### Requirements
Lines containing the string "styles" are to be counted. Write only how many there are.

### Information shown
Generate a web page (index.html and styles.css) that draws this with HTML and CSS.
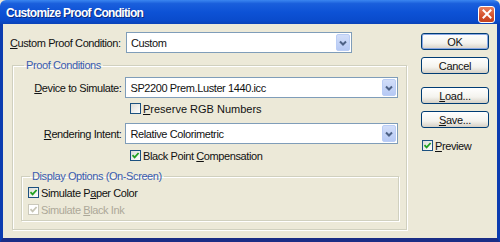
FILE: index.html
```html
<!DOCTYPE html>
<html lang="en">
<head>
    <meta charset="UTF-8">
    <title>Customize Proof Condition</title>
    <link rel="stylesheet" href="styles.css">
</head>
<body>
    <div class="window">
        <!-- Заголовок окна -->
        <div class="titlebar">
            <span class="title">Customize Proof Condition</span>
            <span class="close">
                <svg width="10" height="10" viewBox="0 0 10 10"><path d="M1.5 1.5 L8.5 8.5 M8.5 1.5 L1.5 8.5" stroke="#fff" stroke-width="2" stroke-linecap="square"/></svg>
            </span>
        </div>

        <div class="client">
            <div class="main">
                <div class="row">
                    <label class="lbl lbl-top"><u>C</u>ustom Proof Condition:</label>
                    <div class="select select-short">
                        <span class="value">Custom</span>
                        <span class="arrow"><svg width="8" height="6" viewBox="0 0 8 6"><path d="M1 1.5 L4 4.5 L7 1.5" fill="none" stroke="#4d6185" stroke-width="2"/></svg></span>
                    </div>
                </div>

                <fieldset class="group outer">
                    <legend>Proof Conditions</legend>

                    <div class="row">
                        <label class="lbl lbl-in"><u>D</u>evice to Simulate:</label>
                        <div class="select select-long">
                            <span class="value">SP2200 Prem.Luster 1440.icc</span>
                            <span class="arrow"><svg width="8" height="6" viewBox="0 0 8 6"><path d="M1 1.5 L4 4.5 L7 1.5" fill="none" stroke="#4d6185" stroke-width="2"/></svg></span>
                        </div>
                    </div>
                    <div class="check-row indent gap-a">
                        <span class="box"></span>
                        <span class="wide"><u>P</u>reserve RGB Numbers</span>
                    </div>

                    <div class="row gap-b">
                        <label class="lbl lbl-in"><u>R</u>endering Intent:</label>
                        <div class="select select-long">
                            <span class="value">Relative Colorimetric</span>
                            <span class="arrow"><svg width="8" height="6" viewBox="0 0 8 6"><path d="M1 1.5 L4 4.5 L7 1.5" fill="none" stroke="#4d6185" stroke-width="2"/></svg></span>
                        </div>
                    </div>
                    <div class="check-row indent gap-c">
                        <span class="box checked"><svg width="9" height="9" viewBox="0 0 9 9"><path d="M1.5 4.2 L3.6 6.4 L7.6 2" fill="none" stroke="#21a121" stroke-width="1.8"/></svg></span>
                        <span>Black Point <u>C</u>ompensation</span>
                    </div>

                    <fieldset class="group inner">
                        <legend>Display Options (On-Screen)</legend>
                        <div class="check-row">
                            <span class="box checked"><svg width="9" height="9" viewBox="0 0 9 9"><path d="M1.5 4.2 L3.6 6.4 L7.6 2" fill="none" stroke="#21a121" stroke-width="1.8"/></svg></span>
                            <span>Simulate P<u>a</u>per Color</span>
                        </div>
                        <div class="check-row disabled gap-a">
                            <span class="box checked"><svg width="9" height="9" viewBox="0 0 9 9"><path d="M1.5 4.2 L3.6 6.4 L7.6 2" fill="none" stroke="#c7c5b6" stroke-width="1.8"/></svg></span>
                            <span>Simulate <u>B</u>lack Ink</span>
                        </div>
                    </fieldset>
                </fieldset>
            </div>

            <!-- Кнопки справа -->
            <div class="side">
                <button class="btn default">OK</button>
                <button class="btn btn-cancel">Cancel</button>
                <button class="btn btn-load"><u>L</u>oad...</button>
                <button class="btn btn-save"><u>S</u>ave...</button>
                <div class="check-row preview">
                    <span class="box checked"><svg width="9" height="9" viewBox="0 0 9 9"><path d="M1.5 4.2 L3.6 6.4 L7.6 2" fill="none" stroke="#21a121" stroke-width="1.8"/></svg></span>
                    <span><u>P</u>review</span>
                </div>
            </div>
        </div>
    </div>
</body>
</html>
```

FILE: styles.css
```css
body {
    margin: 0;
    font-family: "Liberation Sans", Arial, sans-serif;
    font-size: 11px;
    letter-spacing: -0.4px;
    color: #111;
    background: #ece9d8;
}

.window {
    width: 500px;
    height: 242px;
    display: flex;
    flex-direction: column;
}

/* Синяя полоса заголовка */
.titlebar {
    height: 24px;
    display: flex;
    align-items: center;
    justify-content: space-between;
    padding: 0 5px 0 6px;
    background: linear-gradient(to bottom, #3b86f0 0%, #1a5fdc 15%, #0d52d6 50%, #0a4bcc 85%, #0a43b8 100%);
    border-radius: 6px 6px 0 0;
}

.title {
    color: #fff;
    font-weight: bold;
    font-size: 12px;
    letter-spacing: -0.7px;
    text-shadow: 1px 1px 0 #0a2a80;
    margin-top: 2px;
}

.close {
    width: 15px;
    height: 15px;
    display: flex;
    align-items: center;
    justify-content: center;
    border: 1px solid #fff;
    border-radius: 3px;
    background: linear-gradient(to bottom, #e9805c, #d4502c 60%, #c2401e);
    margin-top: 4px;
}

.client {
    flex: 1;
    display: flex;
    background: #ece9d8;
    border-left: 3px solid #0b3cb0;
    border-right: 3px solid #0b3cb0;
    border-bottom: 4px solid #1a2d86;
}

.main {
    margin-left: 7px;
    padding-top: 8px;
    width: 396px;
}

.row {
    display: flex;
    align-items: center;
    height: 21px;
}

.lbl {
    margin-right: 4px;
    white-space: nowrap;
}

.lbl-top {
    width: 112px;
}

.lbl-in {
    width: 101px;
    text-align: right;
}

/* Выпадающий список в стиле XP */
.select {
    height: 21px;
    box-sizing: border-box;
    border: 1px solid #7f9db9;
    background: #fff;
    display: flex;
    align-items: center;
    justify-content: space-between;
    padding: 0 1px 0 4px;
}

.select-short {
    width: 226px;
}

.select-long {
    width: 274px;
}

.arrow {
    width: 14px;
    height: 17px;
    box-sizing: border-box;
    border: 1px solid #bacdf5;
    border-radius: 2px;
    background: linear-gradient(to bottom, #d2def9, #b6c9f4);
    display: flex;
    align-items: center;
    justify-content: center;
}

/* Рамки групп */
.group {
    margin: 0;
    border: 1px solid #d0d0bf;
    box-shadow: 1px 1px 0 #fff, inset 1px 1px 0 #fff;
    min-width: 0;
}

.group legend {
    color: #3a5cb0;
    padding: 0 2px;
    line-height: 14px;
}

.outer {
    margin-top: 5px;
    margin-left: 2px;
    width: 395px;
    box-sizing: border-box;
    padding: 5px 8px 8px 8px;
}

.outer > legend {
    margin-left: 3px;
}

.inner {
    margin-top: 7px;
    width: 378px;
    box-sizing: border-box;
    padding: 3px 6px 4px 6px;
}

.inner > legend {
    margin-left: 2px;
}

.check-row {
    display: flex;
    align-items: center;
    height: 13px;
    white-space: nowrap;
}

.wide {
    letter-spacing: 0;
}

.indent {
    margin-left: 109px;
}

.gap-a {
    margin-top: 4px;
}

.gap-b {
    margin-top: 8px;
}

.gap-c {
    margin-top: 5px;
}

.box {
    width: 11px;
    height: 11px;
    box-sizing: border-box;
    border: 1px solid #1c5180;
    background: linear-gradient(135deg, #dcdcd7, #fff);
    margin-right: 2px;
    display: flex;
    align-items: center;
    justify-content: center;
}

.disabled {
    color: #aca899;
}

.disabled .box {
    border-color: #cac8bb;
    background: #fff;
}

/* Правая колонка с кнопками */
.side {
    margin-left: 15px;
    padding-top: 9px;
    display: flex;
    flex-direction: column;
    width: 68px;
}

.btn {
    height: 17px;
    width: 68px;
    padding: 0;
    font-family: inherit;
    font-size: 11px;
    letter-spacing: -0.3px;
    color: #111;
    border: 1px solid #003c74;
    border-radius: 3px;
    background: linear-gradient(to bottom, #fff 0%, #f4f3ee 60%, #d6d0c5 100%);
}

.btn.default {
    box-shadow: inset 0 0 0 1px #8ba8e4;
}

.btn-cancel {
    margin-top: 7px;
}

.btn-load {
    margin-top: 13px;
}

.btn-save {
    margin-top: 7px;
}

.preview {
    margin-top: 11px;
    margin-left: 1px;
}
```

### Solution to this task
3